Tómese como ejemplo incendiario en Podemos al antaño flemático general Julio Rodríguez, con el célebre tuit postelectoral en el que sentenciaba que "la mitad de los electores no quieren ningún cambio. No creen en la ética, y eso... empieza a ser peligroso". Lo peligroso es escuchar palabras tan desasosegantes, de labios de un alto cargo uniformado y armado. No se requiere ninguna ética para votar, y mucho menos para triunfar en la política desde la inmensa mayoría de partidos del espectro. La suma de millones de opiniones cancelará los errores, y nadie tiene más razón que otro. Este aserto elemental queda tan distante que parece evangélico, cuando preside todas las declaraciones de derechos humanos que los partidos refrendan sin necesidad de leerlas.

El PP celebra la recuperación de centenares de miles de votantes, pero a cambio de olvidar la consolidación del extravío de otros millones de suscriptores a quienes supone errados. El PSOE considera resignado que ya ha perdido a todos sus electores de izquierdas, por lo que no pagará ningún precio por apoyar a Rajoy. El presidente en funciones se siente tan desasistido por sus seguidores habituales que ha de recurrir a Felipe González, para que le permitan continuar en La Moncloa. No se conforma con el voto del histórico líder socialista, encima le obliga a rubricar manifiestos públicos de apoyo. En la era de la democracia clásica, un candidato de la derecha causaría inmediata repugnancia a su grey si gozara del refrendo de "váyase señor González".
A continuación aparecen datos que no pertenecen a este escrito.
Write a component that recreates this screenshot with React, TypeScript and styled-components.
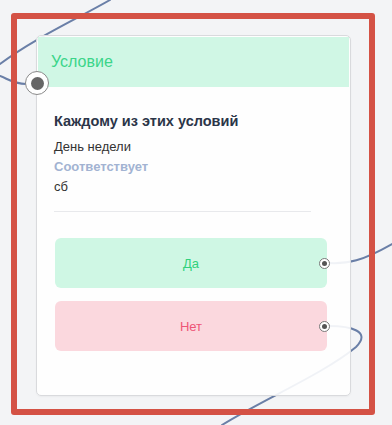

La descalificación del votante no es aséptica. Los líderes de los cuatro partidos dominantes pretenden acallar la evidencia de que, en cualquier otro país, los resultados en las dos últimas elecciones obligarían a dimitir a tres o cuatro de ellos. En la obligada comparación, el Reino Unido ha llevado demasiado lejos la retirada de los políticos tras un resultado demoledor en las urnas. El referéndum del brexit no solo se ha cobrado las cabezas de perdedores como David Cameron. También han caído vencedores como Nigel Farage y Boris Johnson. Por lo menos, el exalcalde de Londres se despide con un veredicto que desagravia a los votantes. "El veredicto de la historia será que los electores británicos acertaron". Suena a Churchill, pero es redundante. Los electores no pueden fallar, por definición.

Los analistas han aportado su entusiasmo al descrédito del votante, porque bajo sus pretensiones teóricas lo identifican con el cuñado pegajoso. O con el cónyuge que acaba de abandonarles. En la fértil cosecha de textos que ponen en duda la calidad del votante español, ni uno solo de los firmantes se considera incluido en la categoría de electores despreciables que denuncia. La estadística nos enseña que la mayoría de personas se consideran mejores conductores que la media. Los equivocados son los demás, un dictamen del 26J que navega entre la autoconmiseración y la autocomplacencia. A propósito, quien no lea este artículo, se equivoca.